Abandoned blogs pockmark the internet landscape, many authored by those who suddenly presumed that anyone can become a writer but soon concluded that they couldn’t hack the need for discipline(writing regularly) nor had anything meaningful to share with the world, quite aside from the kind of grasp of the English language and writing etiquette that would make those at Grammarly blush.
There is nothing at all wrong with writing for pleasure, to keep an online journal to diarise thoughts, fears, and experiences to be viewed in real time and looked back upon but are you to assume that anyone else wants to read about your life, and about the problems we all face? It might be news to many but really, you aren’t that important to the wider world, certainly no more so than anyone else.
It is therefore true that we all have a voice, but without something unique and insightful to say, keeping all the things you think unsaid might help to lower so many people’s ego to a more acceptable level.
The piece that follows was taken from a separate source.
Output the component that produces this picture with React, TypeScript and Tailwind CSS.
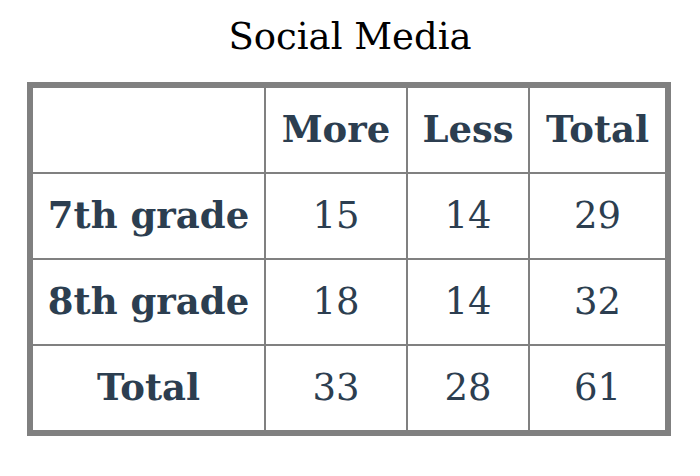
import { Fragment } from 'react';

const rows = [
  { label: '7th grade', more: 15, less: 14, total: 29 },
  { label: '8th grade', more: 18, less: 14, total: 32 },
  { label: 'Total', more: 33, less: 28, total: 61 },
];

export default function App() {
  return (
    <div className="min-h-[476px] w-[700px] bg-white pt-[13px] font-['DejaVu_Serif',serif]">
      {/* タイトル */}
      <h1 className="text-center text-[37px] leading-[48px] text-black">Social Media</h1>

      {/* 集計表 */}
      <div className="ml-[27px] mt-[21px] w-[644px] border-[6px] border-[#808080] bg-[#808080]">
        <div className="grid grid-cols-[231px_140px_120px_135px] auto-rows-[84px] gap-[2px] text-[#2c3e50]">
          <div className="bg-white" />
          <div className="flex items-center justify-center bg-white text-[37px] font-bold">More</div>
          <div className="flex items-center justify-center bg-white text-[37px] font-bold">Less</div>
          <div className="flex items-center justify-center bg-white text-[37px] font-bold">Total</div>
          {rows.map((row) => (
            <Fragment key={row.label}>
              <div className="flex items-center justify-center bg-white text-[37px] font-bold">{row.label}</div>
              <div className="flex items-center justify-center bg-white text-[37px]">{row.more}</div>
              <div className="flex items-center justify-center bg-white text-[37px]">{row.less}</div>
              <div className="flex items-center justify-center bg-white text-[37px]">{row.total}</div>
            </Fragment>
          ))}
        </div>
      </div>
    </div>
  );
}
I have previously established why I write on this or similar platforms. Quite simply, a need to source fresh employment opportunities and to direct those viewing my CV as part of job applications via an attached link enables my writing to be a showcase of any ability and potential employability within my armoury. I am not chasing hits, clicks, nor seeking a certain amount of followers. Whether this site reflects the attention given to research, my attendant knowledge, and an ability to effectively communicate the written word, or that instead I am deluding myself, I at least have a raison d’etre for putting myself ‘out there’.
Perhaps my writing is being viewed by the few, if any, but a dedication to excellence squarely aimed at my overall purpose remains undimmed. Please do not though assume I believe my writing to be special, that it deserves greater credit, or more views than that of anyone else. Quite simply, it has motive and justification for its existence, whether or not that is eventually borne out.